She wasn’t supposed to matter.
A housemaid with no formal training, no money, and a heart that wouldn’t take no for an answer. They told her she was unqualified, unfit, unwise to go. But she packed her bags anyway, boarded a train across continents, and arrived in China with little more than a Bible and a stubborn kind of love.
She walked into a village and stayed. Learned the language. Adopted the customs. And slowly, quietly, became one of them.
War came like a shadow on the mountain. Bombs rained. Soldiers advanced. And Gladys Aylward was left with a choice:
Stay behind. Or carry 100 children across enemy lines to safety.
She chose the road.
For days, they walked. Over ridges and rivers, through cold, hunger, and fear. She became more than a missionary. She was a pack mule, a nurse, a storyteller, a mother to a hundred frightened hearts.
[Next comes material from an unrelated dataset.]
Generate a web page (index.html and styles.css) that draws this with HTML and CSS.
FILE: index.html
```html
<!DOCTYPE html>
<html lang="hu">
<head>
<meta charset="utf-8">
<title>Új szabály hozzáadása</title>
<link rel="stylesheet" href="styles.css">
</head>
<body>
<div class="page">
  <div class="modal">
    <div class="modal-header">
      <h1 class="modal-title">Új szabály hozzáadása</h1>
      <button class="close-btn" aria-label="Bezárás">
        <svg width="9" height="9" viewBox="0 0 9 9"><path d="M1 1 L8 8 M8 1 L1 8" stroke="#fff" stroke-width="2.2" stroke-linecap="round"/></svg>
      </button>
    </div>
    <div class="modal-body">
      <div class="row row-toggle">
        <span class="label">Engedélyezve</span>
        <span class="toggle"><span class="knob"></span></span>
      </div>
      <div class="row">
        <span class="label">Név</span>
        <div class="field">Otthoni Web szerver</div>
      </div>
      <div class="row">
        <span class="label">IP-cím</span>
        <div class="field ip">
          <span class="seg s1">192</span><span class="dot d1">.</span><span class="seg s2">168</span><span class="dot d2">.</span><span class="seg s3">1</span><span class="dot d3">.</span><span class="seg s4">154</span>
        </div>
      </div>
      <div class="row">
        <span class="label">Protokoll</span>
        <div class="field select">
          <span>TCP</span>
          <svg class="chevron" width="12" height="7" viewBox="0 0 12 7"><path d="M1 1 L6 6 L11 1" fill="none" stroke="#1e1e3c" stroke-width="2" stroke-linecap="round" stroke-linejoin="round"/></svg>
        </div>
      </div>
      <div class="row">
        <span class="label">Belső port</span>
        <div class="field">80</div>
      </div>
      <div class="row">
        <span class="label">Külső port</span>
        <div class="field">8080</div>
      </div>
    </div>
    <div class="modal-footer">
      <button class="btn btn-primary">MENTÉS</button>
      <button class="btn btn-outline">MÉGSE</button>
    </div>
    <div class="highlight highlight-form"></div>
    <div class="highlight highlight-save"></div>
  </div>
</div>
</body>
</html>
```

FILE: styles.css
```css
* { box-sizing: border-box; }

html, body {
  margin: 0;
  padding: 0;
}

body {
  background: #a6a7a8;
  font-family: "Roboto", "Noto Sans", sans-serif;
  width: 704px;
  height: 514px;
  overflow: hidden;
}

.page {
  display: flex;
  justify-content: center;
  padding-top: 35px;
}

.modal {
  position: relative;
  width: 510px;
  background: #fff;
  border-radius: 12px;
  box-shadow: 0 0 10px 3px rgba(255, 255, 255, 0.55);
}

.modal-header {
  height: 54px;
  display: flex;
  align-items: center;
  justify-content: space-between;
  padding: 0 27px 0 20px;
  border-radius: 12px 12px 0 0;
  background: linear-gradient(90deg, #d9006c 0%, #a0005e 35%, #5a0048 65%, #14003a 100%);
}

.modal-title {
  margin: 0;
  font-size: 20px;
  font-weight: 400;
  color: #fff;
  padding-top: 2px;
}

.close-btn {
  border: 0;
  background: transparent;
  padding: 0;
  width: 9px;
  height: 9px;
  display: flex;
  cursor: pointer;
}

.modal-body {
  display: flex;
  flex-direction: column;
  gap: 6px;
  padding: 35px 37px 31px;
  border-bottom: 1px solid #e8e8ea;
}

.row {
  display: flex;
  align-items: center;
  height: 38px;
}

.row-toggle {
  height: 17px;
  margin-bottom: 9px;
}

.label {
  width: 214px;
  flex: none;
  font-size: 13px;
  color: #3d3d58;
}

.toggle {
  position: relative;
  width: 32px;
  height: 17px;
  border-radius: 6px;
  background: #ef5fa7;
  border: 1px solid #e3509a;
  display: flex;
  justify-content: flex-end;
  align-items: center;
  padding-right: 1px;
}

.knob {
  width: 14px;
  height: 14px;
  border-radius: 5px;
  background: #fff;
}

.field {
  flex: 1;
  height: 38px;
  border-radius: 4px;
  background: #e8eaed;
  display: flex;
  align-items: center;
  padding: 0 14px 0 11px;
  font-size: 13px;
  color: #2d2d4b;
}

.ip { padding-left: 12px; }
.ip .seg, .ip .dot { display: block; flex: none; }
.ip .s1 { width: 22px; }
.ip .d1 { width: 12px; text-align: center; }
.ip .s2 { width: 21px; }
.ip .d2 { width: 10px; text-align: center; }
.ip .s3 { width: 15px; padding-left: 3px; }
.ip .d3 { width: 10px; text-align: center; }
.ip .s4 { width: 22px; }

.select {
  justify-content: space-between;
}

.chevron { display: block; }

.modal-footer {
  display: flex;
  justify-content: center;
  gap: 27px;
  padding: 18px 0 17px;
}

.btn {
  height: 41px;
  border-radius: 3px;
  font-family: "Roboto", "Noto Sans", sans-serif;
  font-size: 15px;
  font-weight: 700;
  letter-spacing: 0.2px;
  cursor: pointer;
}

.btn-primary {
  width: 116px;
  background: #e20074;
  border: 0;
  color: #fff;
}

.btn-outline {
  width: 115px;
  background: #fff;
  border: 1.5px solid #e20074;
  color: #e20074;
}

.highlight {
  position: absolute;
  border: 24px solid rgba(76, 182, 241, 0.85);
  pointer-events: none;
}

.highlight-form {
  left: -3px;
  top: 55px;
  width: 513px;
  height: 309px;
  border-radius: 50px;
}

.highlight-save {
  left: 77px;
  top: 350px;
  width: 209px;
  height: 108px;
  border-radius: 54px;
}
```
At night, she prayed with her eyes open. In the morning, she sang to keep them moving. One child fainted. She carried him. Another cried. She held her. One step. One foot. One more day.
She nearly collapsed at the end. Fevered. Starving. Half-broken. But when she delivered those children into safety, she became something eternal.
Not a saint. Not a savior. Just a woman who refused to let fear speak louder than love.
The world almost forgot her. But the mountains remember. The children grew up. And somewhere, in stories whispered to grandchildren, her name still walks beside them.